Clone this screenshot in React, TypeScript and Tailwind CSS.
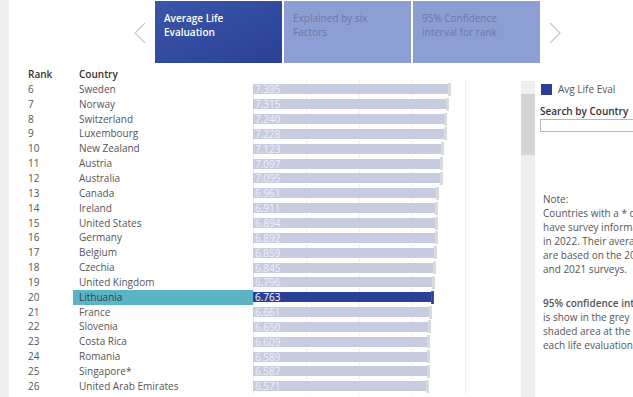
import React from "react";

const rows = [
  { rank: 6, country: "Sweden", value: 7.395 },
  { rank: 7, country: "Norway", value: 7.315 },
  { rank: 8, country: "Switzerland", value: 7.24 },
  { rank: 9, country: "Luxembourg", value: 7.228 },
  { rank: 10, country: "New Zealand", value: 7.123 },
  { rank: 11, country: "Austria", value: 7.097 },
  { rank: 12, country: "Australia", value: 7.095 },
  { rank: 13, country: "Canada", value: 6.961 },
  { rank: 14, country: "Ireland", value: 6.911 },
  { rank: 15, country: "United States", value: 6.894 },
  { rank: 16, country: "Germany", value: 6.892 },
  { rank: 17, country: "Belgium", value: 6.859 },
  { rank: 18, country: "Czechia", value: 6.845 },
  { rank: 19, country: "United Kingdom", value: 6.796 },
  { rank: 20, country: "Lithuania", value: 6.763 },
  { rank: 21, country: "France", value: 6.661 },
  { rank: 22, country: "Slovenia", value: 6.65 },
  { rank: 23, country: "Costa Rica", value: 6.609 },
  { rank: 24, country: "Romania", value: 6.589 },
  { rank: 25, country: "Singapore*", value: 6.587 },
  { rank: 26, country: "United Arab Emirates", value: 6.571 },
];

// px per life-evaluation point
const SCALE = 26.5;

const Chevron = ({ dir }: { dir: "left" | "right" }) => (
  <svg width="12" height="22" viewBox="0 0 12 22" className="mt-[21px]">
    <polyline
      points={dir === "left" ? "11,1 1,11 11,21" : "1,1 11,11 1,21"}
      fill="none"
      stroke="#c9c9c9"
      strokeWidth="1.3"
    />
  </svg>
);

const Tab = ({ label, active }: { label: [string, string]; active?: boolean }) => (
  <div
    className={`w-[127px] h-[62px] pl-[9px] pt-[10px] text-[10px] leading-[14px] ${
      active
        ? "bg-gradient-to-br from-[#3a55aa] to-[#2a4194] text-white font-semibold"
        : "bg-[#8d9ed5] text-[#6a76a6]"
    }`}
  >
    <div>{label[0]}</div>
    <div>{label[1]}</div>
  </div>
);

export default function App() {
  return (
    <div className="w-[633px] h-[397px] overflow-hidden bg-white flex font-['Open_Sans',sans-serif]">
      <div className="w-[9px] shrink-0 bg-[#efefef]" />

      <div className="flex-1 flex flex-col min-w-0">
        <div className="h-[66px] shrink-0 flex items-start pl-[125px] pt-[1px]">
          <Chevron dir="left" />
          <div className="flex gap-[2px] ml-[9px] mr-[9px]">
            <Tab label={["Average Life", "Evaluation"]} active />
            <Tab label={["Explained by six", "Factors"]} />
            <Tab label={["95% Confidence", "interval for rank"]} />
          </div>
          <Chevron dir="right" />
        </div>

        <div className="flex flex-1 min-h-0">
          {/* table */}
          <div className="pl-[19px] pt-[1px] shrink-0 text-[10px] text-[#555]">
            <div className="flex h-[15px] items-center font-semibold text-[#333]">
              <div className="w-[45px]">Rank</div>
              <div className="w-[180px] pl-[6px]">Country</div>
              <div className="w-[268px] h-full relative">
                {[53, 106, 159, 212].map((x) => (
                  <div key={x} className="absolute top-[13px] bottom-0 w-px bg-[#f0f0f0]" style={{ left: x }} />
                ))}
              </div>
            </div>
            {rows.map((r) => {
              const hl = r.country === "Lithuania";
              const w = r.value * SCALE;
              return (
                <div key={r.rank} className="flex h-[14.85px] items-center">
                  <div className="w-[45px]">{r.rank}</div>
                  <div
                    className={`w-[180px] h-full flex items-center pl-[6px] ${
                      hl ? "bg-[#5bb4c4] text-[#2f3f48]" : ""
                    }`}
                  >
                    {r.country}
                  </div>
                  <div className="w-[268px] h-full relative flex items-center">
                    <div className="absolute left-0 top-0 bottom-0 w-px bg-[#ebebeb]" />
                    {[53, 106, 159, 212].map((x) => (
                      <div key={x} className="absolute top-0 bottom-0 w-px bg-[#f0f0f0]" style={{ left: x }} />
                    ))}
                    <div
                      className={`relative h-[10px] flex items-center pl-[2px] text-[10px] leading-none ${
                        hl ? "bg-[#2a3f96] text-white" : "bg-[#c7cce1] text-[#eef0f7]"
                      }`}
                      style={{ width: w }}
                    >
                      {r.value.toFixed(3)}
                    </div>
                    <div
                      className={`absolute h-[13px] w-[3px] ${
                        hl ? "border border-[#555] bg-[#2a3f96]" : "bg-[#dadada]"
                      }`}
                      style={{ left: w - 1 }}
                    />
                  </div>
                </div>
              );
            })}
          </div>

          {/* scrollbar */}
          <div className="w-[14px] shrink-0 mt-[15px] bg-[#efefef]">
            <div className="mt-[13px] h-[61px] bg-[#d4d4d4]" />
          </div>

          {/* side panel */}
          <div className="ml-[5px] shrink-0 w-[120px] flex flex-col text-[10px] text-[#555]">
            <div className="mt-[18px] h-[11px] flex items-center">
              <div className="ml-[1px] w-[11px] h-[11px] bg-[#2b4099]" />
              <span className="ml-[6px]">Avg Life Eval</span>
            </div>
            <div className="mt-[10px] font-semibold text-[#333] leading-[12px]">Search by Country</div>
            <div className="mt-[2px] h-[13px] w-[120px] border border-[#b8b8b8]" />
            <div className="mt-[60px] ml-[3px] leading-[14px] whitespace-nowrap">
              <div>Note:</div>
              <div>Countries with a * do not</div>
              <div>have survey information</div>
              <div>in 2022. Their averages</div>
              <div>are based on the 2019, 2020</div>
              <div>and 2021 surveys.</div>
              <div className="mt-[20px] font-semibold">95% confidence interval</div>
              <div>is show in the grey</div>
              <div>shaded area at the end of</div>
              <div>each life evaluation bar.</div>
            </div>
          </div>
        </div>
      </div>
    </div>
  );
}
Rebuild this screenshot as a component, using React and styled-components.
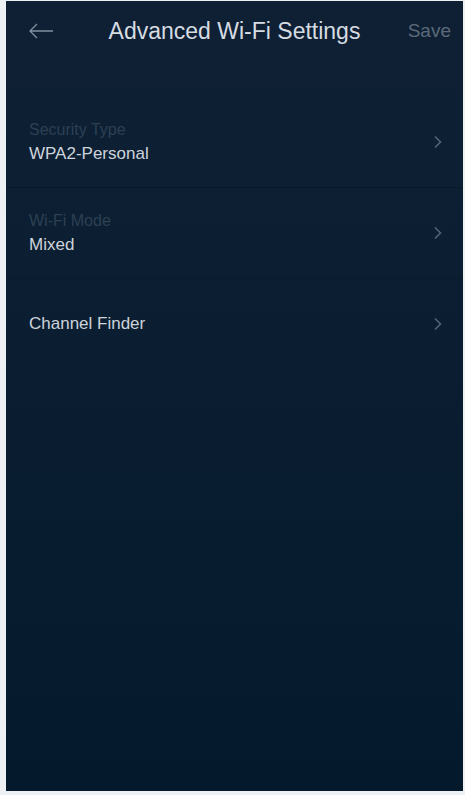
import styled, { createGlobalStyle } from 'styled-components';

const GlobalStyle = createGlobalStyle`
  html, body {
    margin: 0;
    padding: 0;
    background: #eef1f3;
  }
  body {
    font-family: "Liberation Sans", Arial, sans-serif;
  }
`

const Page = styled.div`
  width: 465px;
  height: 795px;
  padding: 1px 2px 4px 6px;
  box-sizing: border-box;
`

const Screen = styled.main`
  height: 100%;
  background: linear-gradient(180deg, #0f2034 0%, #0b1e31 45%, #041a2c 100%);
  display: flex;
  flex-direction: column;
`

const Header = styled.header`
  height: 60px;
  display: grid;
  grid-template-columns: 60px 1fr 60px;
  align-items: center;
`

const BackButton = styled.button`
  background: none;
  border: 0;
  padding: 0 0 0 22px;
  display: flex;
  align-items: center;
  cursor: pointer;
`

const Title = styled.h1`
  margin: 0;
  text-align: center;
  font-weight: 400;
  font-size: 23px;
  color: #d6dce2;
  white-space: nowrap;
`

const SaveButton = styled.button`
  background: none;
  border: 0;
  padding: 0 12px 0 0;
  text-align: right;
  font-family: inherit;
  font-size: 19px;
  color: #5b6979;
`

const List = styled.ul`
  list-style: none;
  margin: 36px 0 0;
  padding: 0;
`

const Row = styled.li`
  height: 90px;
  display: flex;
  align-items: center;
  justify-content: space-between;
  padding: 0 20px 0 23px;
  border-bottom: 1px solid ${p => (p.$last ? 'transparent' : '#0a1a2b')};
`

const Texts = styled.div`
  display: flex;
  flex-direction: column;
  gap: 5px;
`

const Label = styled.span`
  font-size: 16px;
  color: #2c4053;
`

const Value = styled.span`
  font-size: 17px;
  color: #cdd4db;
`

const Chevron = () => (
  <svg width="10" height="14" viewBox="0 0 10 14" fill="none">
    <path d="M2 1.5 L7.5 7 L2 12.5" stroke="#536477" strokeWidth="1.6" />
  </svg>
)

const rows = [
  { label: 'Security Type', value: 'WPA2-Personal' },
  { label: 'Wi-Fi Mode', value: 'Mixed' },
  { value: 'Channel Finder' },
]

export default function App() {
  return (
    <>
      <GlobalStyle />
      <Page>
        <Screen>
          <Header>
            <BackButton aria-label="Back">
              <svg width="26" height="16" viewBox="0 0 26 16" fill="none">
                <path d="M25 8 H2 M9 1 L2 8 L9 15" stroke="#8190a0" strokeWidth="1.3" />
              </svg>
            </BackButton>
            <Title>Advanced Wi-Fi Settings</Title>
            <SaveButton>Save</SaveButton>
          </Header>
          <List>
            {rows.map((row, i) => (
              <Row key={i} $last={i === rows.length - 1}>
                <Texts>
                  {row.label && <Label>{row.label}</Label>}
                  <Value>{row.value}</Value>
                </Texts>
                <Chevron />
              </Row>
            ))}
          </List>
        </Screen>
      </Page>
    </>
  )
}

++++++

**Task description**
Both the first line of the records above and the line containing "import React from" belong in the copy; please return them and every line between, exactly, minus the pictures.

**Full response**
Clone this screenshot in React, TypeScript and Tailwind CSS.
import React from "react";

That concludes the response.